The results are starting to show as The Give Agency is creating ripples within the non-profit world. When Boys and Girls Clubs of Canada had its consulting day with The Give Agency, one of the ideas that came out was to play a game of basketball on Parliament Hill to raise awareness of its work.

So last June, members of Parliament joined youth from across Canada for an hour of hoops as part of the organization’s Unplug to Connect program, which encourages people to put down their smartphones and immerse themselves in the real world around them.

Mathieu Chantelois, vice-president of marketing and development for Boys and Girls Clubs, says an organization like The Give Agency is “absolutely unique” and allows non-profits like his to flourish.

“It’s so 10 years or 20 years ago to just sign a cheque to a non-profit and not do anything,” he says, referencing how fundraising has evolved. “You need to create some social value to the work that you are doing and that’s what they are doing with The Give Agency.”

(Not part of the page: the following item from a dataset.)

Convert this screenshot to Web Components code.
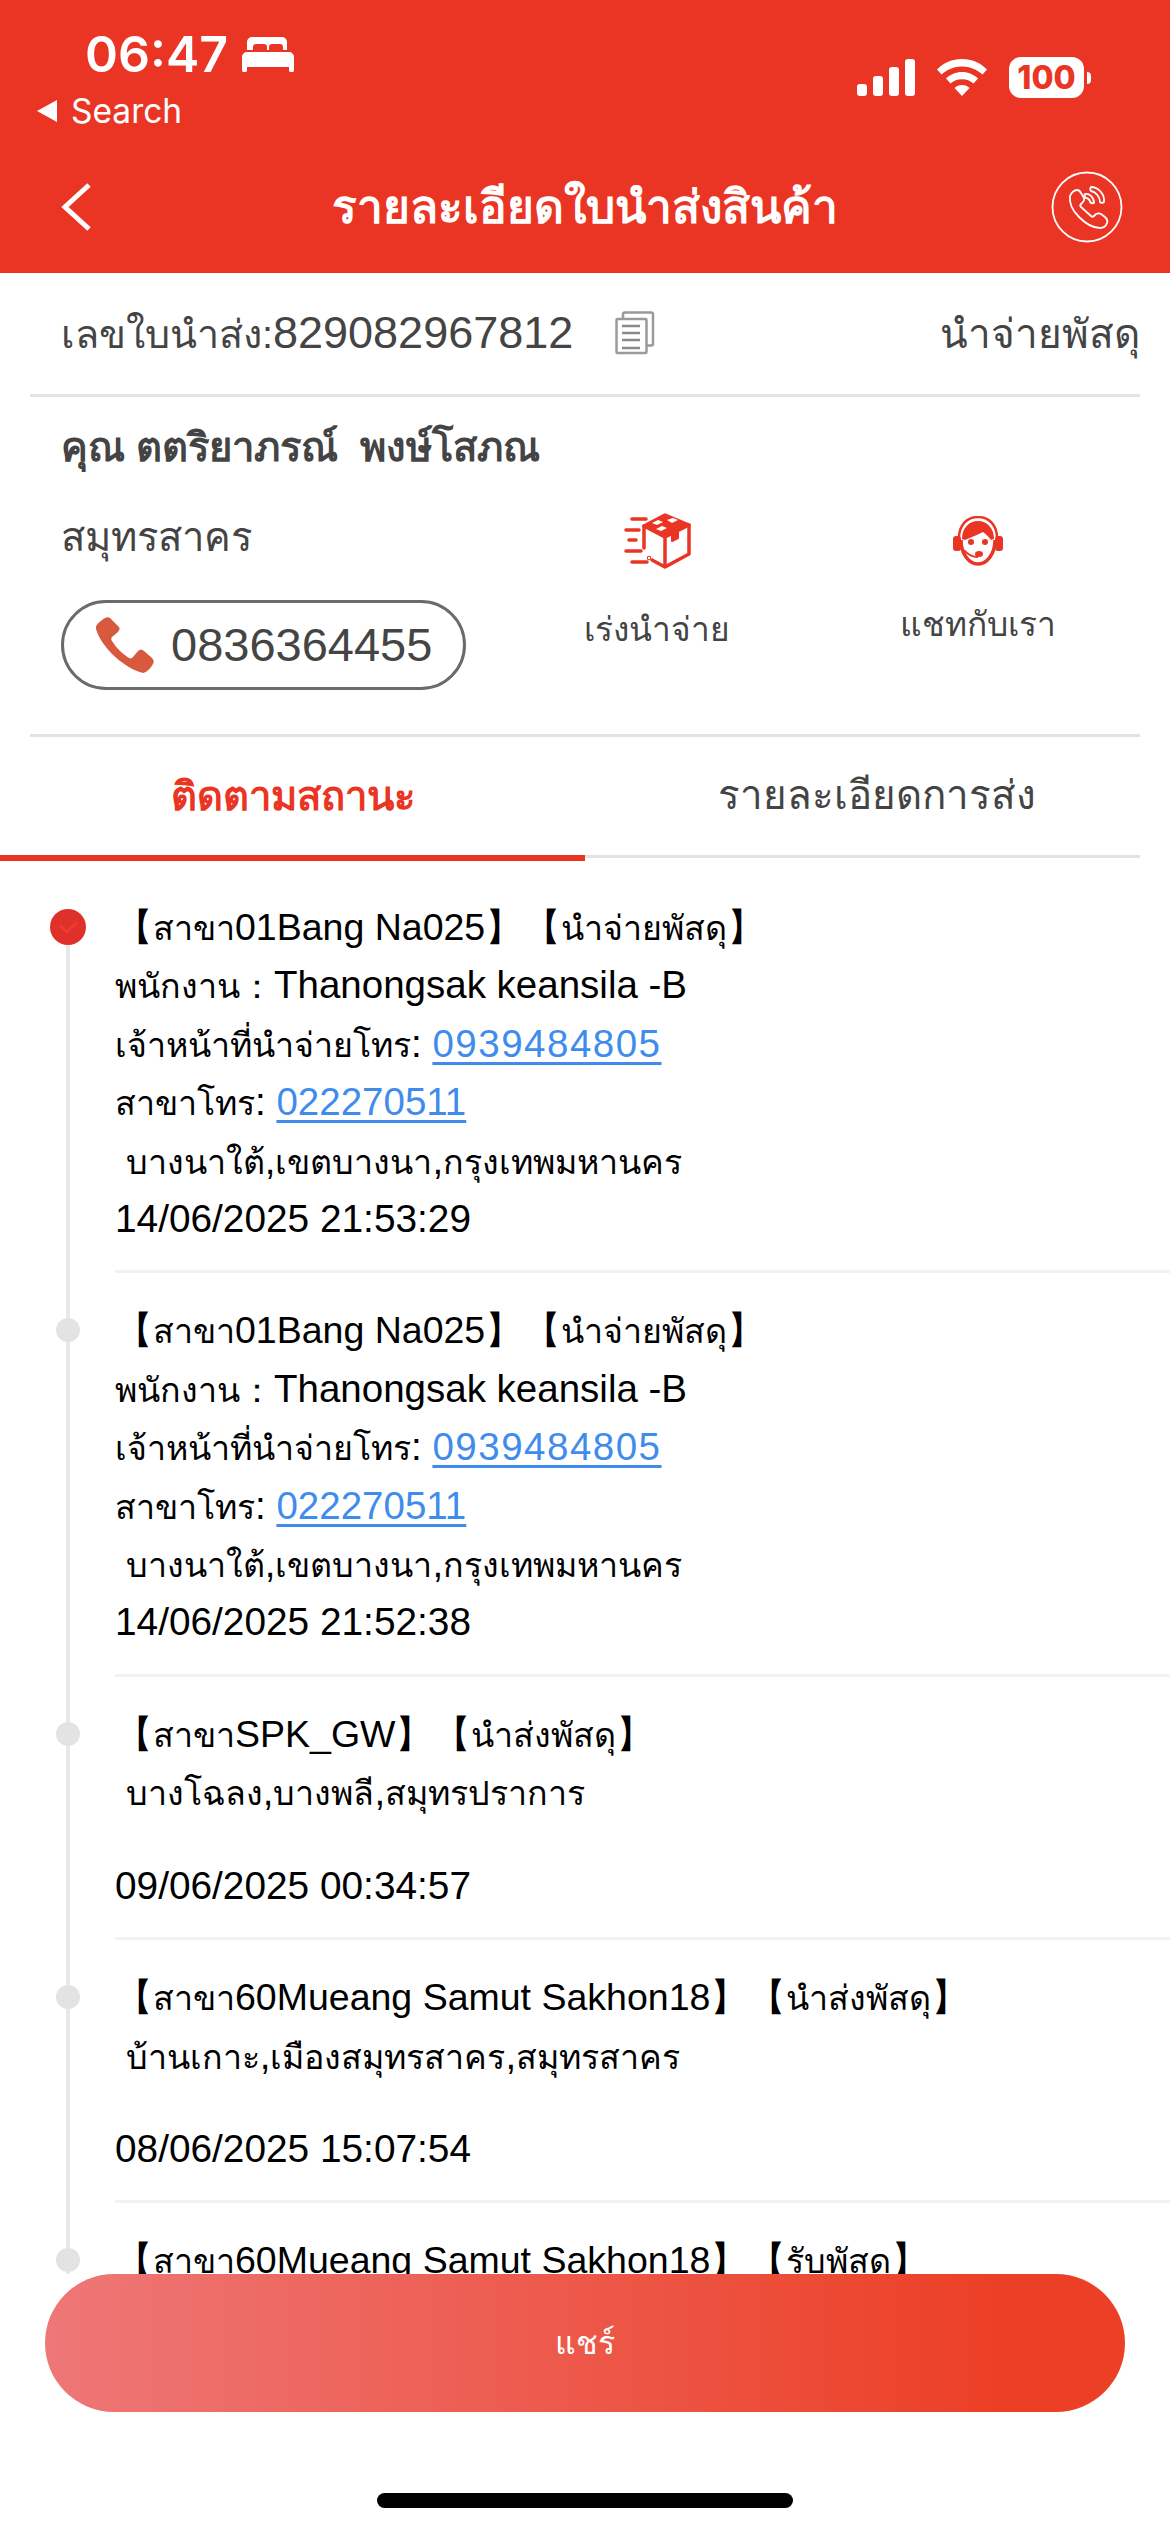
<!DOCTYPE html>
<html lang="th">
<head>
<meta charset="utf-8">
<title>รายละเอียดใบนำส่งสินค้า</title>
<style>
  html, body { margin: 0; padding: 0; background: #fff; }
  body { font-family: "Liberation Sans", "Noto Sans", sans-serif; }
  track-item a { color: #3f8ced; text-underline-offset: 5px; }
  track-item a.wide { letter-spacing: 1.500px; }
  track-item .th { font-size: 34px; line-height: 1; }
  track-item div:first-child { font-size: 37.500px; }
  track-item div:last-child:not(:first-child) { font-size: 38.800px; }
</style>
</head>
<body>
<waybill-app>
  <status-bar slot="top"></status-bar>
  <nav-bar slot="top">รายละเอียดใบนำส่งสินค้า</nav-bar>
  <waybill-row slot="top" number="829082967812" state="นำจ่ายพัสดุ"></waybill-row>
  <contact-card slot="top" name="คุณ ตตริยาภรณ์  พงษ์โสภณ" area="สมุทรสาคร" phone="0836364455"></contact-card>
  <track-tabs slot="top"></track-tabs>

  <track-item first>
    <div>【สาขา01Bang Na025】【นำจ่ายพัสดุ】</div>
    <div>พนักงาน：Thanongsak keansila -B</div>
    <div>เจ้าหน้าที่นำจ่ายโทร: <a class="wide" href="#">0939484805</a></div>
    <div>สาขาโทร: <a href="#">022270511</a></div>
    <div>&nbsp;บางนาใต้,เขตบางนา,กรุงเทพมหานคร</div>
    <div>14/06/2025 21:53:29</div>
  </track-item>
  <track-item>
    <div>【สาขา01Bang Na025】【นำจ่ายพัสดุ】</div>
    <div>พนักงาน：Thanongsak keansila -B</div>
    <div>เจ้าหน้าที่นำจ่ายโทร: <a class="wide" href="#">0939484805</a></div>
    <div>สาขาโทร: <a href="#">022270511</a></div>
    <div>&nbsp;บางนาใต้,เขตบางนา,กรุงเทพมหานคร</div>
    <div>14/06/2025 21:52:38</div>
  </track-item>
  <track-item short>
    <div>【สาขาSPK_GW】【นำส่งพัสดุ】</div>
    <div>&nbsp;บางโฉลง,บางพลี,สมุทรปราการ</div>
    <div>09/06/2025 00:34:57</div>
  </track-item>
  <track-item short>
    <div>【สาขา60Mueang Samut Sakhon18】【นำส่งพัสดุ】</div>
    <div>&nbsp;บ้านเกาะ,เมืองสมุทรสาคร,สมุทรสาคร</div>
    <div>08/06/2025 15:07:54</div>
  </track-item>
  <track-item short>
    <div>【สาขา60Mueang Samut Sakhon18】【รับพัสดุ】</div>
  </track-item>

  <share-footer slot="bottom">แชร์</share-footer>
</waybill-app>

<script>
const FONT = `"Liberation Sans", "Noto Sans", sans-serif`;

// small helper so each element only has to hand over its html
class Base extends HTMLElement {
  constructor() {
    super();
    this.attachShadow({ mode: "open" });
  }
  connectedCallback() {
    this.shadowRoot.innerHTML = this.render();
  }
}

class WaybillApp extends Base {
  render() {
    return `<style>
      :host { display: flex; flex-direction: column; width: 1170px; height: 2532px; overflow: hidden; background: #fff; font-family: ${FONT}; }
      .list { flex: 1; min-height: 0; overflow: hidden; padding-top: 9px; }
    </style>
    <slot name="top"></slot>
    <div class="list"><slot></slot></div>
    <slot name="bottom"></slot>`;
  }
}

class StatusBar extends Base {
  render() {
    return `<style>
      :host { display: flex; justify-content: space-between; height: 140px; box-sizing: border-box; background: #ea3524; color: #fff; padding: 27px 79px 0 37px; }
      .time { display: flex; align-items: center; gap: 14px; margin-left: 48px; height: 54px; font: 600 50px/54px Inter, ${FONT}; }
      .back { display: flex; align-items: center; gap: 14px; margin-top: 3px; font: 400 33.500px/54px Inter, ${FONT}; }
      .back i { width: 0; height: 0; border: 11px solid transparent; border-left: 0; border-right: 20px solid #fff; }
      .icons { display: flex; align-items: flex-start; gap: 22px; padding-top: 32px; }
      .batt { display: flex; align-items: center; gap: 3px; }
      .cell { width: 75px; height: 41px; border-radius: 12px; background: #fff; color: #ea3524; font: 800 32px/41px Inter, ${FONT}; text-align: center; }
      .tip { width: 4px; height: 12px; background: #fff; border-radius: 0 6px 6px 0; }
      svg { display: block; }
    </style>
    <div>
      <div class="time">06:47
        <svg width="52" height="35" viewBox="0 0 52 35" fill="#fff">
          <path d="M10 0h30a5 5 0 0 1 5 5v8h-4v-3a3 3 0 0 0-3-3h-8a3 3 0 0 0-3 3v3h-2v-3a3 3 0 0 0-3-3h-8a3 3 0 0 0-3 3v3H5V5a5 5 0 0 1 5-5z"/>
          <path d="M5 15h42a5 5 0 0 1 5 5v13a2.500 2.500 0 0 1-5 0v-3H5v3a2.500 2.500 0 0 1-5 0V20a5 5 0 0 1 5-5z"/>
        </svg>
      </div>
      <div class="back"><i></i>Search</div>
    </div>
    <div class="icons">
      <svg width="58" height="37" viewBox="0 0 58 37" fill="#fff">
        <rect x="0" y="25" width="10" height="12" rx="3"/><rect x="16" y="17" width="10" height="20" rx="3"/>
        <rect x="32" y="8" width="10" height="29" rx="3"/><rect x="48" y="0" width="10" height="37" rx="3"/>
      </svg>
      <svg width="50" height="37" viewBox="0 0 50 37" fill="#fff">
        <path d="M25 0c10 0 18.500 4 25 10.500l-4.500 5C40 10.500 33 7.500 25 7.500S10 10.500 4.500 15.500L0 10.500C6.500 4 15 0 25 0z"/>
        <path d="M25 13c6.500 0 11.500 2.500 16 6.500l-4.500 5C33.500 21.800 29.500 20.300 25 20.300s-8.500 1.500-11.500 4.200L9 19.500C13.500 15.500 18.500 13 25 13z"/>
        <path d="M25 26c3 0 5.500 1 7.500 3L25 37l-7.500-8c2-2 4.500-3 7.500-3z"/>
      </svg>
      <div class="batt" style="margin-top:-2px"><div class="cell">100</div><div class="tip"></div></div>
    </div>`;
  }
}

class NavBar extends Base {
  render() {
    return `<style>
      :host { display: grid; grid-template-columns: 1fr auto 1fr; align-items: center; height: 133px; box-sizing: border-box; background: #ea3524; color: #fff; padding: 0 47px; }
      .title { font: 700 46px/60px ${FONT}; }
      svg { display: block; }
      .chev { margin-left: 13px; }
      .call { justify-self: end; }
    </style>
    <svg class="chev" width="32" height="50" viewBox="0 0 32 50" fill="none" stroke="#fff" stroke-width="5"><path d="M29 3L5 25l24 22"/></svg>
    <div class="title"><slot></slot></div>
    <svg class="call" width="72" height="72" viewBox="0 0 72 72" fill="none" stroke="#fff" stroke-width="1.800" stroke-linejoin="round" stroke-linecap="round">
      <circle cx="36" cy="36" r="34.500"/>
      <path d="M19 25c1-3 4-6 7-6 2 0 3 1 4 3l3 5c1 2 0 3-2 5l-1 1c-1 1-1 2 0 3l10 9c1 1 2 1 3 0l2-2c2-1 3-1 5 0l4 3c2 2 3 4 2 6-1 3-4 5-7 5-6 0-14-4-21-11-7-7-10-14-9-21z"/>
      <path d="M34 23c4-1 9 3 9 9-2 1-3 0-4-1 0-2-2-4-4-4-1-1-2-3-1-4z"/>
      <path d="M40 16c7 0 14 7 13 15-1 1-3 1-4 0 0-5-4-10-9-11-1-1-1-3 0-4z"/>
    </svg>`;
  }
}

class WaybillRow extends Base {
  render() {
    return `<style>
      :host { display: block; padding: 0 30px; color: #444; font: 400 39.500px/50px ${FONT}; }
      .row { display: flex; align-items: center; height: 121px; padding: 0 0 0 31px; border-bottom: 3px solid #e3e3e3; }
      .num { font-size: 45px; }
      .state { margin-left: auto; font-size: 40.500px; }
      svg { display: block; margin: -2px 0 0 42px; }
    </style>
    <div class="row">
      <span>เลขใบนำส่ง:<span class="num">${this.getAttribute("number")}</span></span>
      <svg width="40" height="44" viewBox="0 0 40 44" fill="#fff" stroke="#9a9a9a" stroke-width="2.500">
        <rect x="8" y="1.500" width="30" height="33" rx="2"/>
        <rect x="1.500" y="8" width="30" height="34" rx="1"/>
        <path d="M7 15h18M7 22h18M7 29h18M7 37h18" stroke="#8a8a8a"/>
      </svg>
      <span class="state">${this.getAttribute("state")}</span>
    </div>`;
  }
}

class ContactCard extends Base {
  render() {
    return `<style>
      :host { display: block; padding: 0 30px; color: #444; }
      .wrap { border-bottom: 3px solid #e3e3e3; height: 340px; box-sizing: border-box; padding: 22px 0 0 31px; }
      .name { font: 700 40px/56px ${FONT}; white-space: pre; }
      .grid { display: grid; grid-template-columns: 486px 220px 101px 220px; margin-top: 4px; }
      .area { font: 400 40px/56px ${FONT}; margin-top: 30px; }
      .pill { display: flex; align-items: center; gap: 17px; box-sizing: border-box; width: 405px; height: 90px; margin-top: 35px; padding-left: 32px; border: 3px solid #6b6b6b; border-radius: 45px; font: 400 47px/50px ${FONT}; }
      .action { display: flex; flex-direction: column; align-items: center; padding-top: 34px; font: 400 33.500px/50px ${FONT}; }
      .icon { height: 56px; display: flex; align-items: center; }
      .action span { margin-top: 36px; }
      .action.chat span { margin-top: 31px; }
      svg { display: block; }
    </style>
    <div class="wrap">
      <div class="name">${this.getAttribute("name")}</div>
      <div class="grid">
        <div>
          <div class="area">${this.getAttribute("area")}</div>
          <div class="pill">
            <svg width="58" height="56" viewBox="0 0 58 56" fill="#d9593f"><path d="M6 3C8 1 12-1 14 1l8 8c2 2 2 3 0 6l-6 5c-1 1-1 3 0 4 5 8 11 13 17 17 2 1 3 0 4-1l5-6c2-2 4-2 6 0l8 7c2 2 2 4 1 6-3 5-6 8-10 9C30 52 6 32 0 12-1 9 2 6 6 3z"/></svg>
            <span>${this.getAttribute("phone")}</span>
          </div>
        </div>
        <div class="action">
          <div class="icon">
            <svg width="67" height="56" viewBox="0 0 67 56" fill="none" stroke="#ea3524" stroke-width="3.500" stroke-linecap="round" stroke-linejoin="round">
              <path d="M20 13L41 2l24 10L41 24z" fill="#ea3524"/>
              <path d="M28 10l6-3 5 2-6 3zM43 7l6-2 5 2-6 3zM32 16l6-3 5 2-6 3z" fill="#fff" stroke="none"/>
              <path d="M20 13v22M65 12v29L41 54l-13-7M41 24v30"/>
              <path d="M48 21v7l6-3v-7" fill="#ea3524" stroke-width="2"/>
              <path d="M8 6h14M2 17h13M5 27h7M2 38h15M8 49h15"/>
              <circle cx="25" cy="45" r=".5"/>
            </svg>
          </div>
          <span>เร่งนำจ่าย</span>
        </div>
        <div></div>
        <div class="action chat">
          <div class="icon">
            <svg width="50" height="50" viewBox="0 0 50 50">
              <path d="M6 22C6 9 14 1 25 1s19 8 19 21" fill="none" stroke="#ea3524" stroke-width="2.500"/>
              <path d="M9 23C9 12 16 5 25 5s16 7 16 18l-3 1c-2-3-5-6-8-8-5 3-12 5-18 8z" fill="#ea3524"/>
              <rect x="0" y="20" width="8" height="15" rx="3" fill="#ea3524"/>
              <rect x="42" y="20" width="8" height="15" rx="3" fill="#ea3524"/>
              <path d="M8 24c0 14 8 24 17 24s17-10 17-24" fill="none" stroke="#ea3524" stroke-width="3.500"/>
              <circle cx="18" cy="26" r="3" fill="#ea3524"/><circle cx="32" cy="26" r="3" fill="#ea3524"/>
              <path d="M11 34c4 5 8 7 14 7" fill="none" stroke="#ea3524" stroke-width="2"/>
              <ellipse cx="26" cy="38" rx="4" ry="3" fill="#ea3524"/>
            </svg>
          </div>
          <span>แชทกับเรา</span>
        </div>
      </div>
    </div>`;
  }
}

class TrackTabs extends Base {
  render() {
    return `<style>
      :host { display: flex; align-items: flex-start; height: 124px; box-sizing: border-box; padding-right: 30px; font: 400 40.300px/56px ${FONT}; color: #444; }
      .tab { display: flex; align-items: center; justify-content: center; box-sizing: border-box; border-bottom: 3px solid #e3e3e3; height: 121px; }
      .on { width: 585px; height: 124px; color: #ea3524; font-weight: 700; font-size: 40px; border-bottom: 6px solid #ea3524; }
      .off { flex: 1; padding-left: 29px; }
    </style>
    <div class="tab on">ติดตามสถานะ</div>
    <div class="tab off">รายละเอียดการส่ง</div>`;
  }
}

class TrackItem extends Base {
  render() {
    const first = this.hasAttribute("first");
    // thai runs sit smaller than the latin and digits around them
    this.querySelectorAll("div").forEach((line) => {
      line.innerHTML = line.innerHTML.replace(/[\u0E00-\u0E7F：]+/g, (m) => `<span class="th">${m}</span>`);
    });
    const check = first
      ? `<svg width="36" height="36" viewBox="0 0 36 36" fill="none" stroke="#ee3b2e" stroke-width="3"><path d="M10 16l7 7 10-10"/></svg>`
      : "";
    return `<style>
      :host { display: flex; font: 400 38.500px/58.400px ${FONT}; color: #000; }
      .rail { flex: none; width: 115px; display: flex; flex-direction: column; align-items: center; box-sizing: border-box; padding-left: 21px; }
      .up { flex: none; width: 4px; height: ${first ? 39 : 45}px; background: ${first ? "transparent" : "#e8e8e8"}; }
      .dot { flex: none; width: ${first ? 36 : 24}px; height: ${first ? 36 : 24}px; border-radius: 50%; background: ${first ? "#e0302a" : "#e3e3e3"}; }
      .dot svg { display: block; }
      .down { flex: 1; width: 4px; background: #e8e8e8; }
      .body { flex: 1; box-sizing: border-box; padding: 28px 0 22px; border-bottom: 3px solid #f2f2f2; }
      :host([short]) ::slotted(div:nth-child(2)) { margin-bottom: 35px; }
    </style>
    <div class="rail"><div class="up"></div><div class="dot">${check}</div><div class="down"></div></div>
    <div class="body"><slot></slot></div>`;
  }
}

class ShareFooter extends Base {
  render() {
    return `<style>
      :host { display: block; height: 258px; box-sizing: border-box; padding: 0 45px; background: #fff; }
      .btn { display: flex; align-items: center; justify-content: center; height: 138px; border-radius: 69px; background: linear-gradient(90deg, #ee7777 0%, #ec4026 88%); color: #fff; font: 400 32px/44px ${FONT}; }
      .home { width: 416px; height: 15px; margin: 81px auto 0; background: #000; border-radius: 8px; }
    </style>
    <div class="btn"><slot></slot></div>
    <div class="home"></div>`;
  }
}

customElements.define("waybill-app", WaybillApp);
customElements.define("status-bar", StatusBar);
customElements.define("nav-bar", NavBar);
customElements.define("waybill-row", WaybillRow);
customElements.define("contact-card", ContactCard);
customElements.define("track-tabs", TrackTabs);
customElements.define("track-item", TrackItem);
customElements.define("share-footer", ShareFooter);
</script>
</body>
</html>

While the work of The Give Agency is still in its infancy, Mr. Thorne says it is immensely satisfying to see what organizations do with the ideas generated during their dedicated brainstorming days.

And while he admits that it was difficult to go back to school in his late 30s, he says that his pivot from the world of arts to the world of business has been interesting, and one that he has yet to fully understand.

“I really am still trying to find my footing in that,” he says. “My hope is that each year I’ll just continue to move closer and closer [to] realizing what my purpose is that got me started on his whole EMBA journey and dipping into the organizational world.”